Ask for the difference between morcilla de Burgos and morcilla de Navarra and most food writing gives you the same one-line answer: Burgos uses rice, the Navarra version doesn’t, or uses less, or uses different spices. That framing assumes both sides of the comparison are a single, stable recipe. Burgos’s side of that assumption is correct. Navarra’s is not.

What gets served or sold as morcilla in Navarra is not one sausage. Depending on which town or which butcher counter it comes from, “morcilla de Navarra” can mean a rice-and-pork-blood sausage genuinely similar to Burgos’s, a completely blood-free egg-and-saffron sausage that only looks like morcilla because it’s cooked and sliced the same way, or a horse-blood specialty from the Pyrenean valleys that shares almost nothing with Burgos’s recipe beyond its dark color. Treating “morcilla de Navarra” as a single dish erases the more interesting fact: Navarra never standardized one, and three genuinely different foods have been sharing the name for centuries, the same kind of naming confusion that leads visitors to assume txistorra is just another word for chorizo, when it isn’t.
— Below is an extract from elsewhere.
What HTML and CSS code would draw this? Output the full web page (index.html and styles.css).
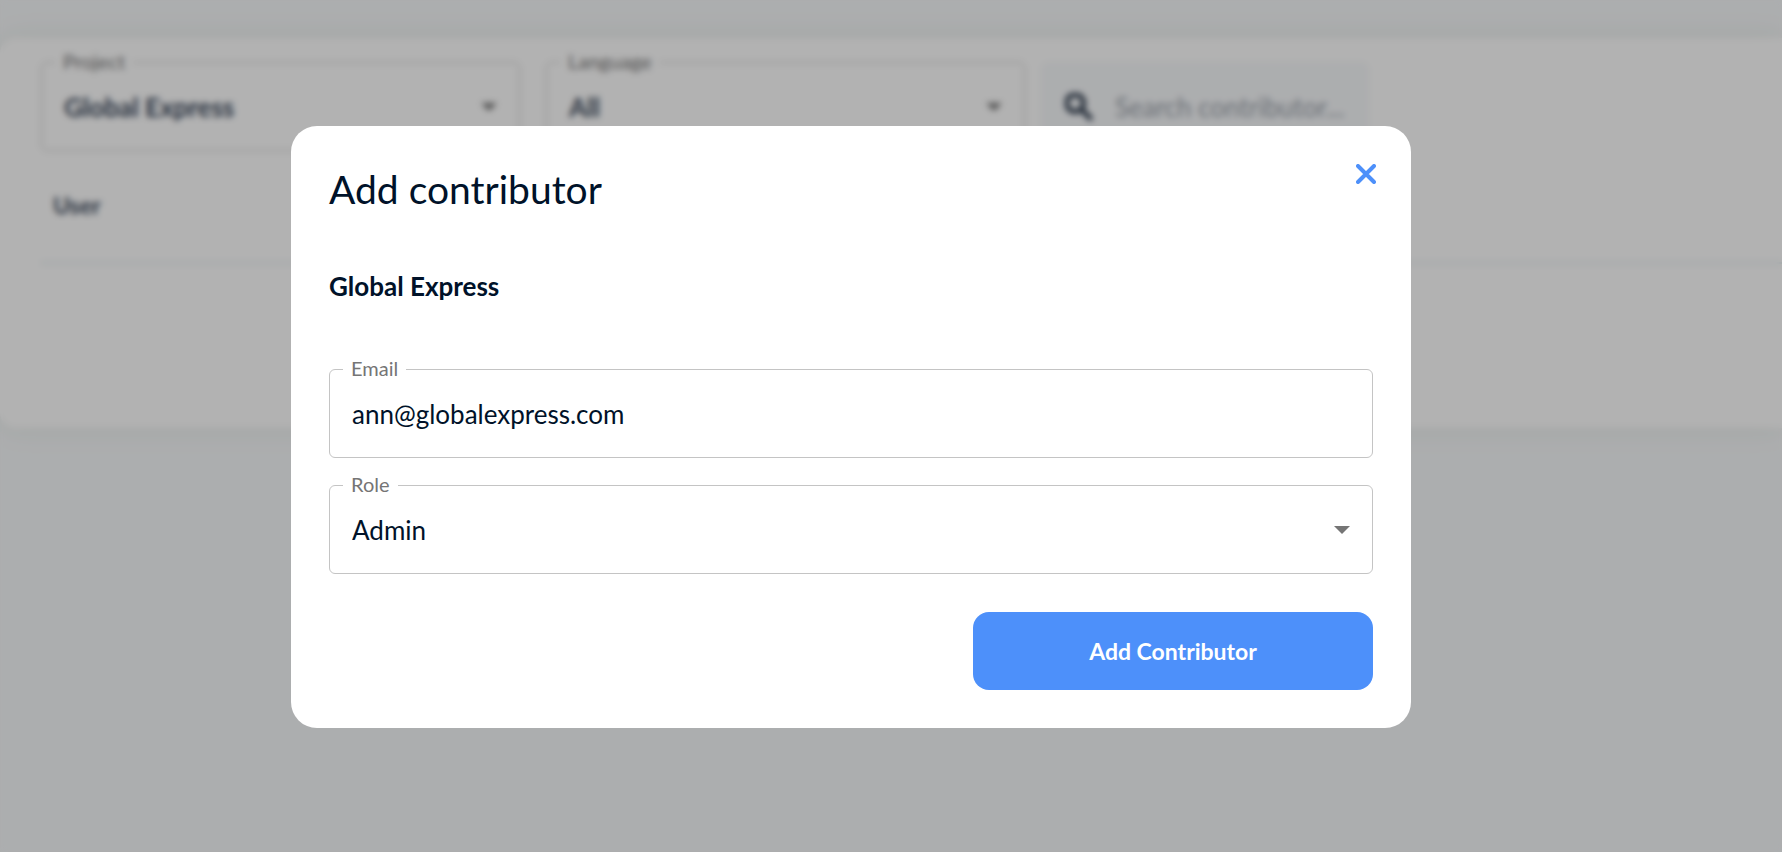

This comparison is built from the current governing specification of the Morcilla de Burgos Protected Geographical Indication, a named Navarra producer’s own ingredient list, a regional press interview with the head of Villava’s food guild for its blood-free version, and the national purebred-livestock federation’s records on the two native horse breeds behind Navarra’s third version.

Morcilla de Burgos: One Recipe, Legally Defined

Morcilla de Burgos has something Navarra’s version does not: a single legal definition. The European Union granted it Protected Geographical Indication (IGP) status on September 5, 2018, meaning only sausage made and labeled under the rules of the Órgano de Gestión IGP Morcilla de Burgos can legally carry the name, the same kind of legal protection that took a Burgos cheese far longer to secure.

The recipe’s defining ingredient wasn’t always there. Blood-and-spice sausage making in the Burgos region traces back to Roman-era practices, according to the IGP body’s own historical account, but rice wasn’t added until the 18th century. Rice cultivation had been banned in Castile from the late 14th century until the mid-18th century; once lifted, rice reached Burgos from Valencia through the region’s cart-driving trade, cheap and available enough to fold into the local blood sausage for the first time. That’s what gives Morcilla de Burgos its distinctive soft, almost custard-like texture, a textural signature many other Spanish blood sausages, made without rice, simply don’t have.

The specification itself was updated on July 3, 2025, when the European Commission approved changes requested by the Instituto Tecnológico Agrario de Castilla y León on behalf of regional producers. Under the current rules, onion (the local cebolla horcal variety) must make up at least 40% of the mix, rice can range from 10% to 40%, and pork blood must be at least 9%. Pieces can now run up to 150 millimeters in diameter and between 100 and 400 millimeters long, and any morcilla sold without its casing must be labeled in “porciones,” not the old term “lonchas.” Nothing sold as “morcilla de Navarra” answers to a rulebook like this one.

The Rice-and-Blood Version Navarra Butchers Actually Sell

The closest thing Navarra has to a true counterpart to Burgos’s sausage is a pork-blood-and-rice morcilla sold by Navarra butchers under no shared legal standard at all. Embutidos Arizaleta, a family butcher in Cizur Menor, just outside Pamplona, describes its own morcilla plainly: pork blood beaten together with previously cooked rice, lard, salt, parsley, and spices, then stuffed into natural pork casing and boiled. Structurally, that’s close kin to Burgos’s formula. Legally, it’s nothing alike, since no IGP or DO governs the recipe or its proportions, and they shift from butcher to butcher and valley to valley.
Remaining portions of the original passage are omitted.